Challenge: Check every line of the data below for the string "index", and copy the ones that hold it.

Data provided:
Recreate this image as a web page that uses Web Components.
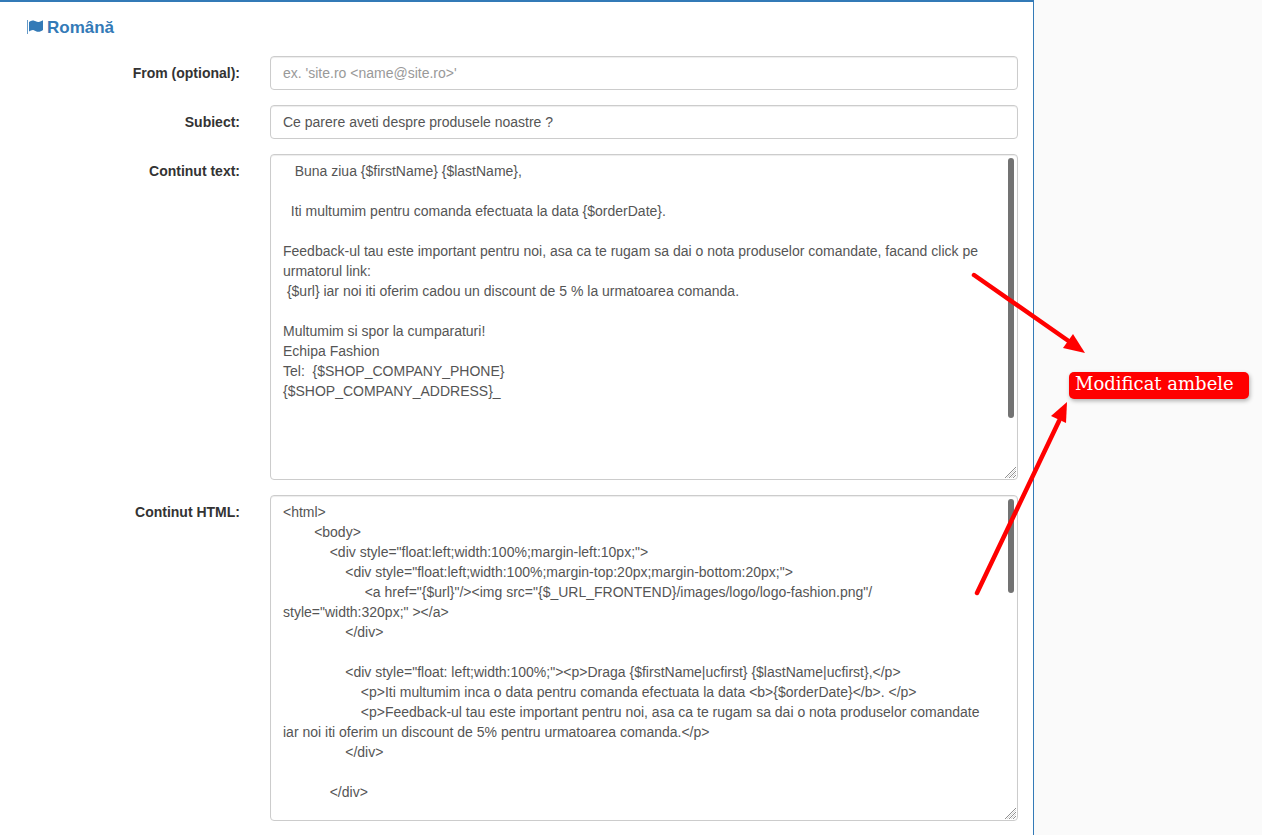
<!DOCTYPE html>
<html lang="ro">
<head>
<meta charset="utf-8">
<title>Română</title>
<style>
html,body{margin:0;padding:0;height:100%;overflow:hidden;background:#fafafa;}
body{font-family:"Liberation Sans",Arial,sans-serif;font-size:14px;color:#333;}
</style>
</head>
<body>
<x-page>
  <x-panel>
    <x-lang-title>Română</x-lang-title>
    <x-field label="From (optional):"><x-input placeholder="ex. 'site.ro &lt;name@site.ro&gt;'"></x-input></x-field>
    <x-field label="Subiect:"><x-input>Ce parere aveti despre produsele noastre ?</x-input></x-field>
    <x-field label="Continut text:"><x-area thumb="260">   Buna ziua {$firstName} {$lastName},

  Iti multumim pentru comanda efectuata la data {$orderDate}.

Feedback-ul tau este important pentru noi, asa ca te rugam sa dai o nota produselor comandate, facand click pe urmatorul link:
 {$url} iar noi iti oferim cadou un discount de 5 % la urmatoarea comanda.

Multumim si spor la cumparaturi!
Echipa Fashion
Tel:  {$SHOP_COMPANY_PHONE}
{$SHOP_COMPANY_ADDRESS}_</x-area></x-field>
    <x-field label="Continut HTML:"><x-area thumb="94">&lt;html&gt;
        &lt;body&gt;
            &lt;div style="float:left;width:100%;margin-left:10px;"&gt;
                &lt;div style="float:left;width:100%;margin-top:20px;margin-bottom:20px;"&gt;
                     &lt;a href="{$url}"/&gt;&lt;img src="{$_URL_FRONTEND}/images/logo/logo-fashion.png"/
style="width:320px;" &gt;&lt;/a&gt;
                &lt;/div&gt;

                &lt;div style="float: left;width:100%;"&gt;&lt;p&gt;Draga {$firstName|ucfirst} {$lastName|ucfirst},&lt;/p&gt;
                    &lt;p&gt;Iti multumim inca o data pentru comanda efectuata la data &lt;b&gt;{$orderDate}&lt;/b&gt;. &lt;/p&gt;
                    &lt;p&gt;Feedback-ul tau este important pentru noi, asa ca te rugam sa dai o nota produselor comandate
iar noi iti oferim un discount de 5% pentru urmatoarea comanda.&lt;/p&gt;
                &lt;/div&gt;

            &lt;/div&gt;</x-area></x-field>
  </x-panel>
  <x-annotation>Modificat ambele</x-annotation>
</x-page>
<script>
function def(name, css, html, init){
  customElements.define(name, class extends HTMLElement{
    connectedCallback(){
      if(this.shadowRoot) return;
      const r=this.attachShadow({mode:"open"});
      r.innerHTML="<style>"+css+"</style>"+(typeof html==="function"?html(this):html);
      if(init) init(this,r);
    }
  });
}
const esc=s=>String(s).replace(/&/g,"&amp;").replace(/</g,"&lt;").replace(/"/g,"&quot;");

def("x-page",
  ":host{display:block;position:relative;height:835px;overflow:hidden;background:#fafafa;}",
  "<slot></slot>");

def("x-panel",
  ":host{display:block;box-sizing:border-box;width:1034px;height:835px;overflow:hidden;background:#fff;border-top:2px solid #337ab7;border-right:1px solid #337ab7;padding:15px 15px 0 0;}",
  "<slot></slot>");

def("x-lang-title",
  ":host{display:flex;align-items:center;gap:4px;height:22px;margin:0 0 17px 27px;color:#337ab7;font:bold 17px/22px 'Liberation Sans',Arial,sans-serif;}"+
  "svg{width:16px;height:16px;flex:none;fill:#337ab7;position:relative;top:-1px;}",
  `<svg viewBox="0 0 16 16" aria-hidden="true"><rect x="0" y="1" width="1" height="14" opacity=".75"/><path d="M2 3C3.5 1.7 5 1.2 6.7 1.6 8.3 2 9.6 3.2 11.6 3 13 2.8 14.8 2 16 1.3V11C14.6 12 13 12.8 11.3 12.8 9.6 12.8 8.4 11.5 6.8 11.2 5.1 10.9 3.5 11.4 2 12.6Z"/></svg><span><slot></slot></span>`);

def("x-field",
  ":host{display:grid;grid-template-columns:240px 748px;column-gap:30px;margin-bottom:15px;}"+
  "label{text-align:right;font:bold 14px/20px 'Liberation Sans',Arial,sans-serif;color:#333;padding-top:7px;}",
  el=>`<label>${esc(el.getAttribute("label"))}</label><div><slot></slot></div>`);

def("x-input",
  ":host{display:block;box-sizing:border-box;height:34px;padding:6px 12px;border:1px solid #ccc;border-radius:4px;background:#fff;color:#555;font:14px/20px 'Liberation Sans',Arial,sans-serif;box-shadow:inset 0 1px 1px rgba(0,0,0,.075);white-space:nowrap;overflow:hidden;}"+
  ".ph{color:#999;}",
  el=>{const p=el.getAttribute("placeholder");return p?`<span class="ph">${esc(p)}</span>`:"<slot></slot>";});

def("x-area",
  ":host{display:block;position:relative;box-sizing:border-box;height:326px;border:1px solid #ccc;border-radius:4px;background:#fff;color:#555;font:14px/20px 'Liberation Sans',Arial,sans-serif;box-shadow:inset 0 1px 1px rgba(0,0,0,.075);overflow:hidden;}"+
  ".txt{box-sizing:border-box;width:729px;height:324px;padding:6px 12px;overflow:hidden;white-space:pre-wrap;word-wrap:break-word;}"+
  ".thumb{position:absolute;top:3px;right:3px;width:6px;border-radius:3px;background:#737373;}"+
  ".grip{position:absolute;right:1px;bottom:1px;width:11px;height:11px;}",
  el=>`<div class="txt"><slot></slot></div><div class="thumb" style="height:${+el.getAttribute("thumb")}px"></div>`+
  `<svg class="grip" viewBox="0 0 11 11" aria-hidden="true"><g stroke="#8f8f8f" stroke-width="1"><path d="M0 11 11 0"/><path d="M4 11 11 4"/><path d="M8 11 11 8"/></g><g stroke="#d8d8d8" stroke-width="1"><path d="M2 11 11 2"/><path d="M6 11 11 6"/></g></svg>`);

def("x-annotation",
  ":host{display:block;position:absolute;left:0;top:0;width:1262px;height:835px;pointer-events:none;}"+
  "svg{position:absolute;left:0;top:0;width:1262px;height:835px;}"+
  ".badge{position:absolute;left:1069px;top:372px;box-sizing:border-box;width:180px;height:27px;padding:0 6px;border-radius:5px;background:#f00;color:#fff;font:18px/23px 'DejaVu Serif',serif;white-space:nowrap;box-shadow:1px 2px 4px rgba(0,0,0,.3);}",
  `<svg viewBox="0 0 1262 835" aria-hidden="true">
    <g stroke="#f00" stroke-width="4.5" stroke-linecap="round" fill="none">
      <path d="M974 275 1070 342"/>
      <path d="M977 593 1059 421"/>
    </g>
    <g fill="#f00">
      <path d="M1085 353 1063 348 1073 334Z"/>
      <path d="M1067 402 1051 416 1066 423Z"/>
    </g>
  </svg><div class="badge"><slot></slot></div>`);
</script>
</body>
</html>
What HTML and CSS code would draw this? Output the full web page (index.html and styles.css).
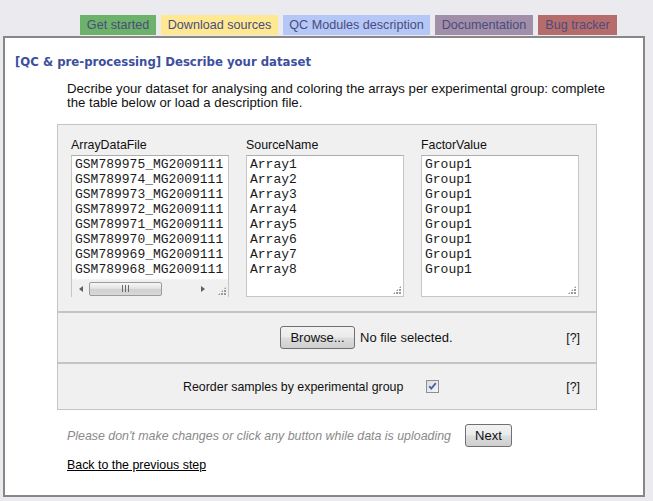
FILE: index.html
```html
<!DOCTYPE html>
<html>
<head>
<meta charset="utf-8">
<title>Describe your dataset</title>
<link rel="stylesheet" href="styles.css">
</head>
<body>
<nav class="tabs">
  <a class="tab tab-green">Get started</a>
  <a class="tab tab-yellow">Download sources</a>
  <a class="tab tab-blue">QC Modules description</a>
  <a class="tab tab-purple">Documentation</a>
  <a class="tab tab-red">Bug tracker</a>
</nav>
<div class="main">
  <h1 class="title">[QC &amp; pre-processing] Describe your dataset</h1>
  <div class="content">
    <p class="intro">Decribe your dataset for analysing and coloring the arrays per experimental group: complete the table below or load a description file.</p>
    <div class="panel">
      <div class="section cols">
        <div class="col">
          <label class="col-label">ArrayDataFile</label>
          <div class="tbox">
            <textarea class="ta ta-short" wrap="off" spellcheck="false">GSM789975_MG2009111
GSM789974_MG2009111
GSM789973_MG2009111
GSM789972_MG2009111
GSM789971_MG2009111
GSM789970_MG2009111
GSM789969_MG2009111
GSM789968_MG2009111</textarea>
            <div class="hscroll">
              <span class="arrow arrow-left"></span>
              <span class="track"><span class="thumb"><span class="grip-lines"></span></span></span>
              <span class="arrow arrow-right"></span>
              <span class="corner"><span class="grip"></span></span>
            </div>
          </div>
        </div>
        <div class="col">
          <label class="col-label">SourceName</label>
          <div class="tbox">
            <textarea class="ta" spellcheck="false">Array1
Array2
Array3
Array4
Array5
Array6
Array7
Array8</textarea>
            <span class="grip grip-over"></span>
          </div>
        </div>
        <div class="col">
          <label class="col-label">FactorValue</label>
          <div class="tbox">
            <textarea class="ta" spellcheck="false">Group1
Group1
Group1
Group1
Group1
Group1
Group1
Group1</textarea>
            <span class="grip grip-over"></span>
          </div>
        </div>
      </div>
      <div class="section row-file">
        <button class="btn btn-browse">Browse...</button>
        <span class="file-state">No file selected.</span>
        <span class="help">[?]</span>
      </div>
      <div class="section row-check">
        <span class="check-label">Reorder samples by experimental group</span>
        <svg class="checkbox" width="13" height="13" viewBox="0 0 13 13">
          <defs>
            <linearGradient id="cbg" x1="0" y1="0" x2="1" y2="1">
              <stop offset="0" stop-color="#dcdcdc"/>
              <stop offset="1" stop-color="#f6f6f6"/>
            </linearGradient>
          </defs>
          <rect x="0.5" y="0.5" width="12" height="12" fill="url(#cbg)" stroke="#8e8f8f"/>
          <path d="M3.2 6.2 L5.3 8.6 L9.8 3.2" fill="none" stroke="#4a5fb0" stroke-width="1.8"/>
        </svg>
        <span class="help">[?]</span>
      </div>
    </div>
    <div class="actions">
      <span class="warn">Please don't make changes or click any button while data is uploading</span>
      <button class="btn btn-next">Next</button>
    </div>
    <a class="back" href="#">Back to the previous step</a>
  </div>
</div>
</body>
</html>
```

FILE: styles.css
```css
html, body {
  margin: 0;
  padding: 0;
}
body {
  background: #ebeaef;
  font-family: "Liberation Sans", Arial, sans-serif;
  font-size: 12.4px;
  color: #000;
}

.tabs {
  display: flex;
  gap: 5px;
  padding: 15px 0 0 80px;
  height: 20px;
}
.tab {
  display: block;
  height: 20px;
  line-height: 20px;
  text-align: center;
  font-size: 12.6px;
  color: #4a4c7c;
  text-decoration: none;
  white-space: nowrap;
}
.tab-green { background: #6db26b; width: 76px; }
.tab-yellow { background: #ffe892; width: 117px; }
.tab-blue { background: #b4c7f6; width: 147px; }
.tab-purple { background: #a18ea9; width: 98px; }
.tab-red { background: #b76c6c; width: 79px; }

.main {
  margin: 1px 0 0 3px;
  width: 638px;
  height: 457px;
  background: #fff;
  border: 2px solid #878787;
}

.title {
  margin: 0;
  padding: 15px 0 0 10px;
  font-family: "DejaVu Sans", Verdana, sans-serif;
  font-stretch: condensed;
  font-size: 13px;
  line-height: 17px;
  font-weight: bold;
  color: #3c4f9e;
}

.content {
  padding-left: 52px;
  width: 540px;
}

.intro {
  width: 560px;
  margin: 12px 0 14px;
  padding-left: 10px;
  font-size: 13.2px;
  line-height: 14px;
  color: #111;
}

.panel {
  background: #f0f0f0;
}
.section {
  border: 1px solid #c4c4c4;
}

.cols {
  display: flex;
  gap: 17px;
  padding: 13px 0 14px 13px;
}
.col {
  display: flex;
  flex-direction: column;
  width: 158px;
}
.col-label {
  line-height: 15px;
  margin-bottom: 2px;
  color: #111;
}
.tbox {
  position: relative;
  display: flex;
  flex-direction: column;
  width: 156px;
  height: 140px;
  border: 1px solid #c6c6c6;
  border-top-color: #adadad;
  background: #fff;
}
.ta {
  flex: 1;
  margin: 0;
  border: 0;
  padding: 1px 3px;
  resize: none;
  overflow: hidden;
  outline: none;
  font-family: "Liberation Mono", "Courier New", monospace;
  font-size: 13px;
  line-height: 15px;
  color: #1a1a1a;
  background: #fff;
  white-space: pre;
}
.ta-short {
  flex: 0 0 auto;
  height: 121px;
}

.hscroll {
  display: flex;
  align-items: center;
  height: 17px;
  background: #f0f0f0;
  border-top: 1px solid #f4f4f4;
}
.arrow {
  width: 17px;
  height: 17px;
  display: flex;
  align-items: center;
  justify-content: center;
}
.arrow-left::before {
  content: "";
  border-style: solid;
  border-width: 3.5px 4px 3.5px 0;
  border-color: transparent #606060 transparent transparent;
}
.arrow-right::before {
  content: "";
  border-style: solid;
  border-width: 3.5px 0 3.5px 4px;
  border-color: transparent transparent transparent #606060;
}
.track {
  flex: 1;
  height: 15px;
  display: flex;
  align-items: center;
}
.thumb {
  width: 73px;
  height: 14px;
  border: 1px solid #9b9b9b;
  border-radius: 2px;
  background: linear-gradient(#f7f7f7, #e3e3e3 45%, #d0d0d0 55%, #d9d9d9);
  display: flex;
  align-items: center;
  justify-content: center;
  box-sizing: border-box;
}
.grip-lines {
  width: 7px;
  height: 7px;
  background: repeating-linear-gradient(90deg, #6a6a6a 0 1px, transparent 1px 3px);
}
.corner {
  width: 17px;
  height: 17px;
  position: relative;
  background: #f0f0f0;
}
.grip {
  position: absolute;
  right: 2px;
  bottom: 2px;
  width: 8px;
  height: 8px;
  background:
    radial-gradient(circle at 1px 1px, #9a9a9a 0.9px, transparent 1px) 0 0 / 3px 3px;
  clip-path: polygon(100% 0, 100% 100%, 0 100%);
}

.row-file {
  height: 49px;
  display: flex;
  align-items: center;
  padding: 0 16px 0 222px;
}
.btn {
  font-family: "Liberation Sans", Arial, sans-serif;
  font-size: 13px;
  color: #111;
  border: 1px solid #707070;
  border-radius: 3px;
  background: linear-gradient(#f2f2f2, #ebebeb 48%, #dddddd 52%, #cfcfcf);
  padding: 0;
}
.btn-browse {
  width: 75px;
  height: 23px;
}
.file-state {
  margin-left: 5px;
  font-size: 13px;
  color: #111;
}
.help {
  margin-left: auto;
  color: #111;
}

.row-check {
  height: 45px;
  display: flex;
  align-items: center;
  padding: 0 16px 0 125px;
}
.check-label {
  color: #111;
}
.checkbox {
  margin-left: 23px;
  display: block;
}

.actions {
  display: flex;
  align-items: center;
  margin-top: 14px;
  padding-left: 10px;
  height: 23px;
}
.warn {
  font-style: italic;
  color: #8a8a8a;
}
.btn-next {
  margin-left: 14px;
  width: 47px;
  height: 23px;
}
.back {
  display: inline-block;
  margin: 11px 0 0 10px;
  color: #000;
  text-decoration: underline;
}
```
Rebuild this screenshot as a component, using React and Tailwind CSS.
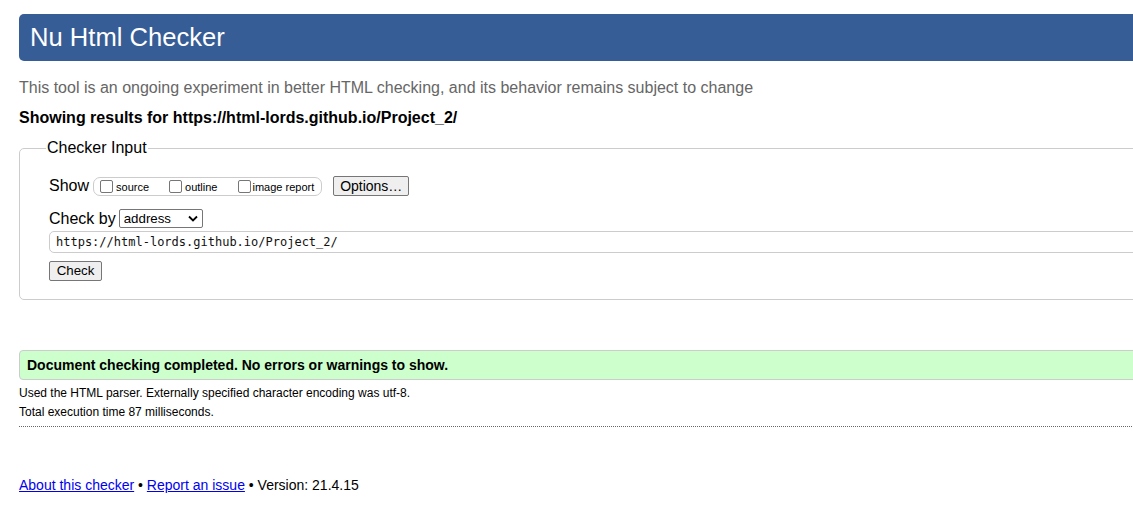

Answer:
What HTML and CSS code would draw this? Output the full web page (index.html and styles.css).
FILE: index.html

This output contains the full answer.